In the joint illustrated, the packing consists of two sections of packing separated by a section of plastic packing. Additional plastic packing may be added using a packing plunger while the joint is in service. Grease fittings are used to provide lubrication.

Figure 13
Slip Expansion Joint

Advantages of slip expansion joints are:

• • Simple and rugged
• • Capable of handling a large amount of expansion
• • Require minimum space
• • Produce little pressure drop and heat loss

Disadvantages of slip expansion joints are:

• • More moving parts and possibilities for leaks
• • Must be located where the packing can be given attention
• • Problems may arise if the joint is poorly aligned or if it becomes corroded
• • Joint are installed and maintained according to manufacturer's instructions
• • Proper packing is used
• • Require lubrication two or three times a year unless self-lubricating packing is used.

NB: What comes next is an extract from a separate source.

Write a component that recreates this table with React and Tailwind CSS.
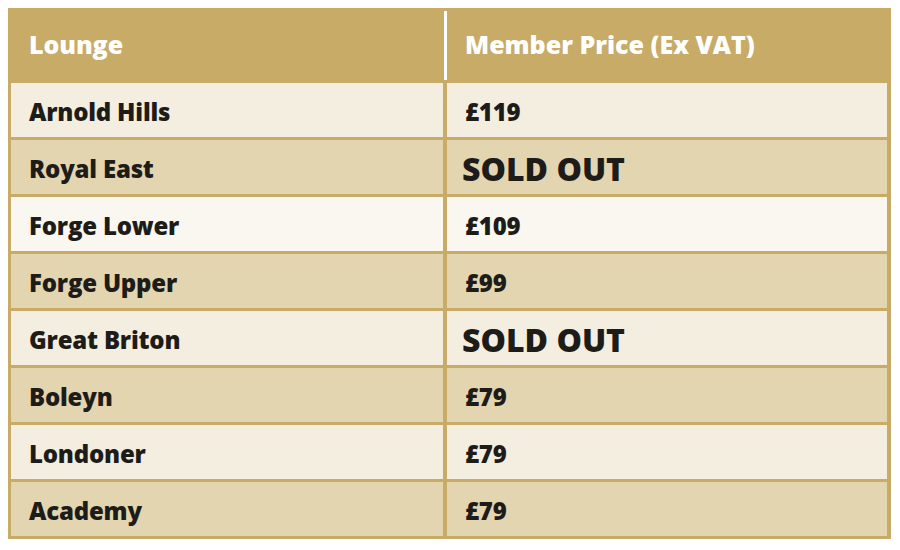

Corrugated Expansion Joint

A simple design suitable for only low pressures is illustrated in Fig.14 and is available with either flanges or welding ends. This type of expansion joint has a flexible corrugated section which can absorb a certain amount of endwise movement of the pipe. They are often seen at the exhaust end of a steam turbine.

Figure 14
Low Pressure Corrugated Expansion Joint

For higher pressures, the corrugated joint uses control or reinforcing rings which surround the corrugations as illustrated in Fig. 15.

Figure 15
Reinforced Corrugated Expansion Joint

The bellows type corrugated expansion joint, shown in Fig. 16, is suitable for pressures up to 2070 kPa. It is equipped with an internal safety sleeve with a limit stop to prevent undue extension or compression. Because this sleeve is closely fitted, it prevents excessive leakage if failure of the bellows section occurs. This type may be supplied with or without anchor bases.

Figure 16
Bellows Type Corrugated Expansion Joint

Advantages of corrugated expansion joints are:

• • Require less space
• • Produce less pressure drop and heat loss than the expansion bends or loops
• • Do not require maintenance as in the case of the slip type

Disadvantages of corrugated expansion joints are:

• • Amount of movement the bellows or corrugations provide is less than the slip expansion joint provides
• • Vulnerable to condensate corrosion during shutdown periods as the condensate does not drain effectively

Fig. 17 illustrates the various different designs of bellows or corrugations.

Figure 17
Types of Bellows

Cold Springing

Cold springing or pre-stressing of a piping system is applied to reduce the effect of thermal expansion in the piping system. Leaving a gap at an appropriate location in the piping system and "pulling up cold" during the erection/installation of the piping achieves this. Cold pull, usually 50% of the expansion of the pipe run under consideration, has no effect on the code stress but can be used to reduce the nozzle loads on machinery or vessels.

Effect Of Cold Springing

Cold springing introduces a predetermined stress in the pipe and reduces the maximum thermal loads and stresses in a system when the pipe is cold. Its main purpose is to reduce the peak loading on connecting equipment. However, it does not affect the overall stress range, and therefore cannot be used in the stress range equations. In piping systems well below the creep range, any cold spring should stay for life. Pipes in the creep range eventually fully relax out, so they become 100% cold sprung regardless of how much is applied at original build stage. Some codes make use of cold spring to reduce the maximum hot stress (deadweight + pressure + thermal expansion).

Cold spring is used to:

1. 1. Minimize the offset of a piping system from the neutral position (installed position without cold spring) to the operating condition. For example, if a pipe moves 50 mm from the neutral to the hot position and it is cold sprung 25 mm, the offset from the neutral position when cold will be -25 mm and in the hot position +25 mm.
2. 2. Minimize the forces on an end point which may be at a piece of equipment. Because a negative force is put on the equipment in the cold position, the pipe passes through a neutral force condition during heat up and has a reduced force in the hot or operating position.
3. 3. Reduce the stress in the hot position. Because a negative stress is placed on the pipe when installed with cold spring and during heat up, the pipe relieves this initial stress and passes through a neutral stress condition. The final stress in the hot position is reduced.
4. 4) Minimize hanger movement. For example, if a hanger is on a pipe that moves 50 mm horizontally, the hanger is dislocated from its neutral position 50 mm without cold spring. The hanger offset and rod lengths are such that the hanger rod is not offset more than 4 degrees.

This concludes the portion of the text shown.